Es geht voran, aber es geht eben nicht nur um die Piloten. Ebenso entscheidend ist der Unterhalt dieser Jets. Bei diesen Jets warten wir nicht, bis einer von ihnen ausfällt, sondern wir führen regelmässig eine vorbeugende Wartung durch. Deshalb müssen wir eine ganze Logistikkette aufbauen, auch in Zusammenarbeit mit den Herstellern. Wir dürfen die Jets also nicht zu rasch weggeben, auch wenn die Ukrainer das gerne möchten. Wir müssen den Erfolg organisieren.
Dazu gehört auch die Integration in die Führungssysteme der Ukraine . . .
. . . und die Bewaffnung. Aber die Kampfjet-Koalition ist mit Hochdruck dran. Rumänien mit dem Training, Luxemburg hilft mit Geld, andere Länder sind dabei, Anlagen für den Unterhalt aufzubauen.

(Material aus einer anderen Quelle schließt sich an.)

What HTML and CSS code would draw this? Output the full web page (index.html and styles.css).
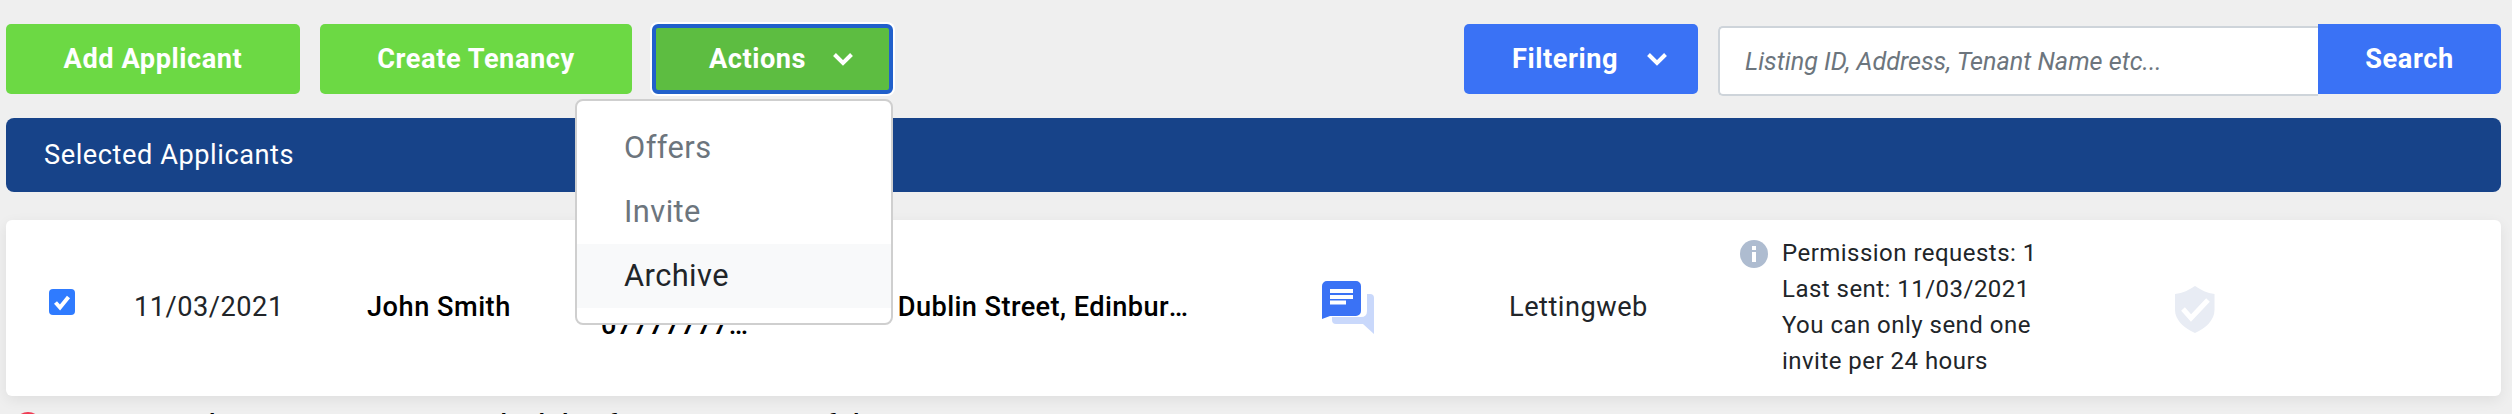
FILE: index.html
```html
<!DOCTYPE html>
<html lang="en">
<head>
<meta charset="utf-8">
<title>Applicants</title>
<link rel="stylesheet" href="styles.css">
</head>
<body>
<div class="page">
  <div class="toolbar">
    <button class="btn btn-green btn-add">Add Applicant</button>
    <button class="btn btn-green btn-create">Create Tenancy</button>
    <div class="actions-wrap">
      <button class="btn btn-actions">Actions
        <svg class="chev" width="22" height="15" viewBox="0 0 22 15"><path d="M2.500 2.500L11 11L19.500 2.500" fill="none" stroke="#fff" stroke-width="4"/></svg>
      </button>
      <div class="menu">
        <div class="menu-item">Offers</div>
        <div class="menu-item">Invite</div>
        <div class="menu-item active">Archive</div>
      </div>
    </div>
    <button class="btn btn-blue btn-filter">Filtering
      <svg class="chev" width="22" height="15" viewBox="0 0 22 15"><path d="M2.500 2.500L11 11L19.500 2.500" fill="none" stroke="#fff" stroke-width="4"/></svg>
    </button>
    <div class="search">
      <input class="search-input" type="text" placeholder="Listing ID, Address, Tenant Name etc...">
      <button class="btn btn-blue btn-search">Search</button>
    </div>
  </div>

  <div class="selected-bar">Selected Applicants</div>

  <div class="card">
    <div class="cell cell-check"><span class="checkbox"><svg width="26" height="26" viewBox="0 0 26 26"><path d="M6.500 13.500L11 18.500L19.500 8" fill="none" stroke="#fff" stroke-width="4"/></svg></span></div>
    <div class="cell cell-date">11/03/2021</div>
    <div class="cell cell-name">John Smith</div>
    <div class="cell cell-phone"><div class="clip">john@email.com</div><div class="clip">07777777777</div></div>
    <div class="cell cell-addr"><div class="clip">15 Dublin Street, Edinburgh</div></div>
    <div class="cell cell-chat">
      <svg width="52" height="53" viewBox="0 0 52 53">
        <path d="M45 13h3a4 4 0 0 1 4 4v36L41 43H14a4 4 0 0 1-4-4v-3h29q6 0 6-6z" fill="#c9d8fb"/>
        <path d="M5 0h29a5 5 0 0 1 5 5v25a5 5 0 0 1-5 5H8L0 38V5a5 5 0 0 1 5-5z" fill="#3a72f5"/>
        <path d="M8 8h23v4H8zM8 14h23v4H8zM8 19.500h16v4H8z" fill="#fff"/>
      </svg>
    </div>
    <div class="cell cell-source">Lettingweb</div>
    <div class="cell cell-perm">
      <svg class="info" width="28" height="28" viewBox="0 0 28 28"><circle cx="14" cy="14" r="14" fill="#aebcd0"/><path d="M12 6h4v4h-4zM12 12h4v10h-4z" fill="#fff"/></svg>
      <div class="perm-text">Permission requests: 1<br>Last sent: 11/03/2021<br>You can only send one<br>invite per 24 hours</div>
    </div>
    <div class="cell cell-shield">
      <svg width="40" height="47" viewBox="0 0 40 47"><path d="M20 0C26 4 32 7 39.500 8V24C39.500 34 31 42 20 47C9 42 0 34 0 24V8C8 7 14 4 20 0z" fill="#e8ecf4"/><path d="M8 23L16 32L33 14" fill="none" stroke="#fff" stroke-width="5"/></svg>
    </div>
  </div>

  <div class="notice"><span class="notice-dot"></span><span class="notice-text">Your tenant has no previous open eligibility for one or more of the properties</span></div>
</div>
</body>
</html>
```
FILE: styles.css
```css
* { box-sizing: border-box; }
html, body { margin: 0; height: 100%; overflow: hidden; background: #efefef; }
body { font-family: Roboto, "Liberation Sans", sans-serif; color: #212529; }
.page { padding: 24px 11px 0 6px; }

.toolbar { display: flex; align-items: flex-start; gap: 20px; height: 70px; }
.btn { height: 70px; border: 0; border-radius: 5px; color: #fff; font: 700 27.2px Roboto, sans-serif; letter-spacing: .55px; display: flex; align-items: center; justify-content: center; padding: 0; }
.btn-green { background: #6cd944; }
.btn-add { width: 294px; }
.btn-create { width: 312px; }
.actions-wrap { position: relative; }
.btn-actions { width: 241px; background: #5dbd41; border: 4px solid #2160cb; border-radius: 6px; box-shadow: 0 0 0 2px #fff; gap: 26px; padding-left: 18px; }
.btn-blue { background: #3a72f5; }
.btn-filter { width: 234px; margin-left: auto; gap: 28px; padding-left: 18px; }
.chev { display: block; }

.menu { position: absolute; top: 75px; right: 0; width: 318px; height: 226px; padding: 15px 0; background: #fff; border: 2px solid #cfcfcf; border-radius: 8px; z-index: 5; }
.menu-item { height: 64px; padding-left: 47px; display: flex; align-items: center; padding-bottom: 2px; font-size: 30.8px; letter-spacing: .45px; color: #6c757d; }
.menu-item.active { background: #f8f9fa; color: #212529; }

.search { display: flex; align-items: flex-start; }
.search-input { width: 600px; height: 70px; margin-top: 2px; padding: 0 25px; background: #fff; border: 2px solid #ced4da; border-right: 0; border-radius: 5px 0 0 5px; font: italic 400 25.2px Roboto, sans-serif; outline: 0; }
.search-input::placeholder { color: #6c757d; opacity: 1; }
.btn-search { width: 183px; border-radius: 0 6px 6px 0; }

.selected-bar { margin-top: 24px; height: 74px; padding-left: 38px; display: flex; align-items: center; background: #174389; border-radius: 8px; color: #fff; font-size: 27.2px; letter-spacing: .55px; }

.card { margin-top: 28px; height: 176px; padding-bottom: 2px; display: grid; grid-template-columns: 128px 233px 234px 258px 463px 187px 231px 435px 1fr; align-items: center; background: #fff; border-radius: 6px; box-shadow: 0 4px 14px rgba(0,0,0,.07); font-size: 27.2px; letter-spacing: .5px; }
.cell { min-width: 0; }
.cell-check { padding-left: 43px; }
.checkbox { display: block; width: 26px; height: 26px; margin-bottom: 10px; background: #2f7bff; border-radius: 4px; }
.checkbox svg, .cell-chat svg, .cell-shield svg { display: block; }
.cell-shield { padding-top: 5px; }
.cell-name { font-weight: 500; color: #000; }
.cell-phone { font-weight: 500; color: #000; line-height: 36px; }
.cell-addr { font-weight: 500; color: #000; width: 331px; letter-spacing: .4px; }
.clip { white-space: nowrap; overflow: hidden; text-overflow: ellipsis; }
.cell-phone .clip { width: 148px; }
.cell-perm { display: flex; gap: 14px; align-items: flex-start; font-size: 24px; letter-spacing: .47px; }
.info { flex: none; margin-top: 5px; }
.perm-text { line-height: 36px; }

.notice { margin-top: 16px; display: flex; gap: 14px; padding-left: 8px; font-size: 27.2px; letter-spacing: .5px; font-weight: 500; color: #000; white-space: nowrap; }
.notice-dot { flex: none; width: 28px; height: 28px; border-radius: 50%; background: #ef3b52; }
.notice-text { line-height: 26px; }
```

In Europa geht die Angst vor einer Eskalation herum.
Wenn die Nato wirklich eine Bedrohung wäre für Russland, wie der Kreml behauptet, dann wäre die Reaktion auf den finnischen Nato-Beitritt ganz anders gewesen. Aber die Russen haben militärisch überhaupt nichts gemacht.
Russland hält also Distanz?
Der Kreml sucht keinen Konflikt mit der Nato. Aber es gibt schon eine Entwicklung, die uns Sorgen bereitet: In den letzten Monaten begann Russland, ukrainische Infrastruktur in unmittelbarer Nähe der Nato-Grenze anzugreifen. Es besteht ein echtes Risiko eines Übergreifens, wie wir in Rumänien und Polen gesehen haben.
Zeigt das nicht, wie tief die Schwelle zu einem Konflikt mit der Nato doch ist?
Der Einschlag einer ukrainischen Boden-Luft-Abwehrrakete in Polen im November 2022 zeigte, wie wichtig unsere Mechanismen sind. Es war zunächst nicht klar, ob es sich um eine russische Rakete oder einen Abpraller der Verteidiger handelte. Doch die polnische Regierung reagierte besonnen, untersuchte die Fakten und gab Entwarnung. Genau darum geht es der Nato: Konflikte zu verhindern und einen kühlen Kopf zu bewahren, wenn die Spannungen hoch sind.
Admiral Rob Bauer
Der niederländische Marineoffizier wurde 1962 geboren und war zunächst Kommandant von Kriegsschiffen. Von 2017 bis 2021 war er Chef der niederländischen Streitkräfte. Seit 2021 ist Bauer Vorsitzender des Nato-Militärausschusses. Dieses Gremium ist die höchste militärische Instanz des Bündnisses und entwickelt die strategischen Leitlinien. Bauer besuchte Anfang Dezember 2023 die Schweiz und traf unter anderem den Chef der Armee, Korpskommandant Thomas Süssli, zu Gesprächen.